Page 22: "The slim blond waitress appeared, with her miniskirt and the name tag Marianne on her right breast -- a French girl from Israel, studying in New York and working part-time as a waitress at the Café Mozart, on Seventieth Street, on the Upper West Side, not far from the apartment where I was busy experimenting with my afterlife." This is either pure imagination of a sort that we haven't seen to this point, or the author dipping into a third-person omniscient that also doesn't seem like something we've seen before. Either way, it strikes me as incredibly curious that we're doing all this for a minor character, but we've seen a couple books in this class chose to go this route, slipping in techniques that are different from the normal storytelling technique of the piece while paying attention to lesser characters. I'm wondering if the reader is more forgiving when dealing with people who seem not to matter as much to the text?

Page 43: "Decision is a moment of insanity,' Mr. Kierkegaard whispered insidiously, as he did every evening." There are a lot of these byplays with historical figures, intersection of text with thought, but rarely as clearly and succinctly as here, and this is the first time where the thoughts actually seem to be characters themselves.
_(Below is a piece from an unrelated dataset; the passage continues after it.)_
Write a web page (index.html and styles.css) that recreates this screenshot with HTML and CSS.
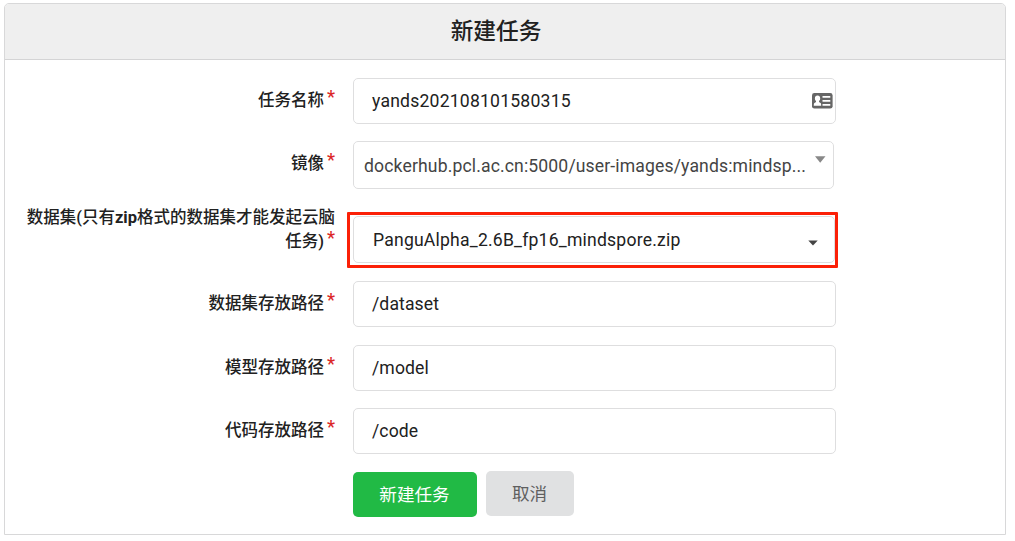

Page 63: "My earliest memory is linked to this trip. A memory preceding my birth, a memory of the being I was before I came into being--the legend of a past before the past." The transition is awkward, but it feels intentionally awkward, almost as if the writer is daring us to be frustrated with the piece. I've felt that way a lot in the text, that the author is expecting a lot more out of me than I might possess, but this is the first place I've really been able to put my finger on a place that exemplifies that feeling.

Page 66: "I hung back on the platform of the truck, biting my fingernails." This is the first place in the work that really feels like a massive misstep, to me. The biting of the fingernails was a great detail that I absolutely loved, and the callback to it was great, but then the final paragraph of this chapter brings it up again, twice, and takes any pleasure of discovery out of the moment, making it instead impossible for any reader to miss.
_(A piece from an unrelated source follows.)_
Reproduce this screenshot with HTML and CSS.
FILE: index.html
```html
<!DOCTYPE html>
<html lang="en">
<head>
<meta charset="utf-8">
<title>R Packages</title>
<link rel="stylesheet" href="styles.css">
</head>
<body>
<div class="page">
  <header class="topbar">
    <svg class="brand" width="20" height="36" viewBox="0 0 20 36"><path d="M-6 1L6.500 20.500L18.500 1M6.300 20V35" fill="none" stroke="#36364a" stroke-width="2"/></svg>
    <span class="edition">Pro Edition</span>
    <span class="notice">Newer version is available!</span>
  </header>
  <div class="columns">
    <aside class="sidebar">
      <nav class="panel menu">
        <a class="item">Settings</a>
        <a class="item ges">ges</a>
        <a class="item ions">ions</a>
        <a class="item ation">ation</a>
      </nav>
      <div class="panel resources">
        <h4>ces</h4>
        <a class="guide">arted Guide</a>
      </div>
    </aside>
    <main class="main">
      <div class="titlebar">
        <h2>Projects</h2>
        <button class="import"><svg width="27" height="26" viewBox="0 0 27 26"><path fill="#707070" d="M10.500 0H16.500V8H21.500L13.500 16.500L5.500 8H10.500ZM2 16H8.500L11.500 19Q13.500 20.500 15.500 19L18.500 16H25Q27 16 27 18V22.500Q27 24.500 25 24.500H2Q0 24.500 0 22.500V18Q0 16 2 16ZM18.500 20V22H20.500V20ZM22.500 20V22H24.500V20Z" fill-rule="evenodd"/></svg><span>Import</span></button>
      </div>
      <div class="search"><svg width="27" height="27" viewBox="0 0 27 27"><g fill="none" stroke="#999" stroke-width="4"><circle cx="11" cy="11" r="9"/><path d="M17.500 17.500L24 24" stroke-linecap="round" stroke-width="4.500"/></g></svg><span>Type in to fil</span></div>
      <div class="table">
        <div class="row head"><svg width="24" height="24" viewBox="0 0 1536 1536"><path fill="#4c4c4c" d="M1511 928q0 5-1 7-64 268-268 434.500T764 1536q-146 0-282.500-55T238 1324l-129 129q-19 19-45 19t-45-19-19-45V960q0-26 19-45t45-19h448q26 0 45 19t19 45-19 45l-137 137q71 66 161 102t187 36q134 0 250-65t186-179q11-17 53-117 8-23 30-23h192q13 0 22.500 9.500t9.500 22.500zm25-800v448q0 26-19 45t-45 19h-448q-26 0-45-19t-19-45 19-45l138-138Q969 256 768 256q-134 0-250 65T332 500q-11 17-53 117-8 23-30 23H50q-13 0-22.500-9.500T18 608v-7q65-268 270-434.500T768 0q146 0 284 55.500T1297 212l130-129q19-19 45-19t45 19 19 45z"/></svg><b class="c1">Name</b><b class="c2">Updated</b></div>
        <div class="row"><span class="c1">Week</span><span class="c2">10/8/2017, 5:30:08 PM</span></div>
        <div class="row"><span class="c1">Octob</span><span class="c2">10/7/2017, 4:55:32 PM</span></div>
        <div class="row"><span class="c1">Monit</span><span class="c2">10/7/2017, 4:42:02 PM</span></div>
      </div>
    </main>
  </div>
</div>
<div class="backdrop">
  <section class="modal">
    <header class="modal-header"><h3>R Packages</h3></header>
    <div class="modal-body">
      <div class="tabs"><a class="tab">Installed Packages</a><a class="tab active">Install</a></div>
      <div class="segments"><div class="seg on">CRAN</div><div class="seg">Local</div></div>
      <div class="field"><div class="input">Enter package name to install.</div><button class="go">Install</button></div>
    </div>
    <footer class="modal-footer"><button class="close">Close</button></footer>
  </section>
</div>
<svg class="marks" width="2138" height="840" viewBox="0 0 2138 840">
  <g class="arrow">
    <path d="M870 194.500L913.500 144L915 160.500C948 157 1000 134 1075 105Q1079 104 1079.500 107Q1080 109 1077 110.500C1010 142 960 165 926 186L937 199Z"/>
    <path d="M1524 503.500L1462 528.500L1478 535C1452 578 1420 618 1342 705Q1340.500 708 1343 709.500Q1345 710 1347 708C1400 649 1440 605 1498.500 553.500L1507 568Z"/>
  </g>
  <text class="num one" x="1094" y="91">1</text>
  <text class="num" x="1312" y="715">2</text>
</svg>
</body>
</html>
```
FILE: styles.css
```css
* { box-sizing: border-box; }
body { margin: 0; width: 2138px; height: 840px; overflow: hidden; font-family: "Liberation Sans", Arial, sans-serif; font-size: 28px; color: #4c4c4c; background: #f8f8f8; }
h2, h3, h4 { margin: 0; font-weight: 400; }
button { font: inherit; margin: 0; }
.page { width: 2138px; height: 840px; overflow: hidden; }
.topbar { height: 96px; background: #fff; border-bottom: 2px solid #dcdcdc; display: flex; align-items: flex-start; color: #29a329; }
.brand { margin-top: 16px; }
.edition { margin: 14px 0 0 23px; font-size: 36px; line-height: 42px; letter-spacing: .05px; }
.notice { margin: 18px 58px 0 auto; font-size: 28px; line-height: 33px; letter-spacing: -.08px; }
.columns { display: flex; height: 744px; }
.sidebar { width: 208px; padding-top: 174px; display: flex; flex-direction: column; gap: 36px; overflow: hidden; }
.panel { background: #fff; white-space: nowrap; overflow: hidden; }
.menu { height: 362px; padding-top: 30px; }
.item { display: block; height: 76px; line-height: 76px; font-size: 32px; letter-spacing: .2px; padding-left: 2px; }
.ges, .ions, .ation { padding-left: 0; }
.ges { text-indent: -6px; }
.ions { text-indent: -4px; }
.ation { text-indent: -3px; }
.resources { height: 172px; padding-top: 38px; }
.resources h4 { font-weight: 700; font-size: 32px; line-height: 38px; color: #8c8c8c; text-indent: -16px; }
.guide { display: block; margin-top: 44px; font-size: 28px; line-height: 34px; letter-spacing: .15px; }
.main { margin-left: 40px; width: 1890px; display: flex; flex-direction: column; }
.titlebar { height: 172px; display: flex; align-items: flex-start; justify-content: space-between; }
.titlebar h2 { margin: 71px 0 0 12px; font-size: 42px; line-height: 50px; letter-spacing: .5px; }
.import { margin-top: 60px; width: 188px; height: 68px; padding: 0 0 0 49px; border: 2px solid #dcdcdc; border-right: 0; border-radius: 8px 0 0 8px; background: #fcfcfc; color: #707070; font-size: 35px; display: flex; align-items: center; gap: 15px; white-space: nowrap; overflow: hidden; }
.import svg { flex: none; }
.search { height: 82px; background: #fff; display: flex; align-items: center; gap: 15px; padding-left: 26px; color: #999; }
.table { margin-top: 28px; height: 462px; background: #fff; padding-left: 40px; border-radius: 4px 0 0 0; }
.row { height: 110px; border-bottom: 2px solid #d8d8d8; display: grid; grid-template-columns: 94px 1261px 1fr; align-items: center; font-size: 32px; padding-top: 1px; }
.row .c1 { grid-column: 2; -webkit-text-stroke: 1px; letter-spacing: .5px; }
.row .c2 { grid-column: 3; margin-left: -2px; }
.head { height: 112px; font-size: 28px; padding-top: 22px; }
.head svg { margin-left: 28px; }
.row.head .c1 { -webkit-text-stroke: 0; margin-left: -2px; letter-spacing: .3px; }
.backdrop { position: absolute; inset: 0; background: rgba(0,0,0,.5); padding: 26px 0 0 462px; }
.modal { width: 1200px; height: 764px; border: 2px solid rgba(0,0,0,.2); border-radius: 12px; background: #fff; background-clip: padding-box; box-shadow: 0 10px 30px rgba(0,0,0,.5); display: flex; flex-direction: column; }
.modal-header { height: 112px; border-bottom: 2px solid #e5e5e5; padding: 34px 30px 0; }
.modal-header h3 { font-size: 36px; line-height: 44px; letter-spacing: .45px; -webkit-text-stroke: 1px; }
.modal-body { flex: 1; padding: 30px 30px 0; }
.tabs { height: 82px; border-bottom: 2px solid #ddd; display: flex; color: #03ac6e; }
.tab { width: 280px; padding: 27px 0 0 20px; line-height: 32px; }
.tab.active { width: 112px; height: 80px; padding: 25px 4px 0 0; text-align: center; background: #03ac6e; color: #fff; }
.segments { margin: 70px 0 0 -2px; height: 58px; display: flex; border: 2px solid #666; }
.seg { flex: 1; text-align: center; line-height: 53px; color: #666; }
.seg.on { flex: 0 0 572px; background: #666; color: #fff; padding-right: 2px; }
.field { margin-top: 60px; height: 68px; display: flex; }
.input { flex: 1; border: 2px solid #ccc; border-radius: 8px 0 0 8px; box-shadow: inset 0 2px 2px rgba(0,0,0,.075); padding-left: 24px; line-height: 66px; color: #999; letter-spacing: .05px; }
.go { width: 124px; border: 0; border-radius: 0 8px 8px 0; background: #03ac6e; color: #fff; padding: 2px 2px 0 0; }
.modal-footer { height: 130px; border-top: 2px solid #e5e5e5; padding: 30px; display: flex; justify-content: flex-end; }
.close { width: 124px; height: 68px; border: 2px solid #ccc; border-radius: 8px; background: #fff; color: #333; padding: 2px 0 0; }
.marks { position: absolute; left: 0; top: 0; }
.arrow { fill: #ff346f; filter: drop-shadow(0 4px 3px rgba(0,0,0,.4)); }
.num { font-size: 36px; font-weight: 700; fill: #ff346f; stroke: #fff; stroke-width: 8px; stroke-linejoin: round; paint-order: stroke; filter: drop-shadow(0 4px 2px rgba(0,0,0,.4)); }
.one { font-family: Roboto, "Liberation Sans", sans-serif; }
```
Page 85: "Chernobyl, 1986. April 1945. The truck stops…" First, the slide from title to first line is strange and immediately draws me in. Also wanted to point out that we're jumping into present tense here.

Page 116: "…the daughter-in-law…" here we're in a moment of the story where the narrator, the I that's followed the rest of this piece, does not exist, yet it's written in the same certain narratorial memoir style.

Page 145: "It was now the summer of 1948…" It's fascinating how willing I am to go along with the time changes. For a while I felt there was an emotional link between time period shifts, and there is for many of them, but this one in particular seems to simply be a jump because it's been decided that the narration will jump, and yet I don't bump over this at all. Have we simply been trained to be okay with this in the narrative, or is this something that could be used at any time, and as long as no large deal is made of it, a reader might not find it problematic?

The constant conversation with other literature, but most especially with Joyce, and specifically Ulysses--many important moments in the book happen on Bloomsday, in particular, but there are plenty of other references as well.

Page 240: As the question of sanity becomes a question with this visit to the therapist, the book slides into the second-person. Inventive, and completely logical. Also took me a minute to notice it, so I'm once again sliding into acceptance of anything the author is attempting.

Words
Interlocutor
Adduced


Stories/lines/ideas to steal/attempt
Page 10: "I am not yet indifferent enough to my past."

Page 19: "Language, landscapes, stages of life are not automatically annulled by outer adversities."

Page 28: "…the intensity of a whole lifetime…"

Page 30: "Poetry, too, has grown old and can no longer write itself."

Page 103: "…the armor that would protect me from my circumstances and my own vulnerability."

Page 122: "…he knew no cure for the madness of writing…"

Page 153: "…a comforting symbol of failure…"

Page 186: "the voices and the colors of the fairy tale…"

Page 192: "…their dumb lollypop of hope…"

Page 216: "The claw of the past is no less painful."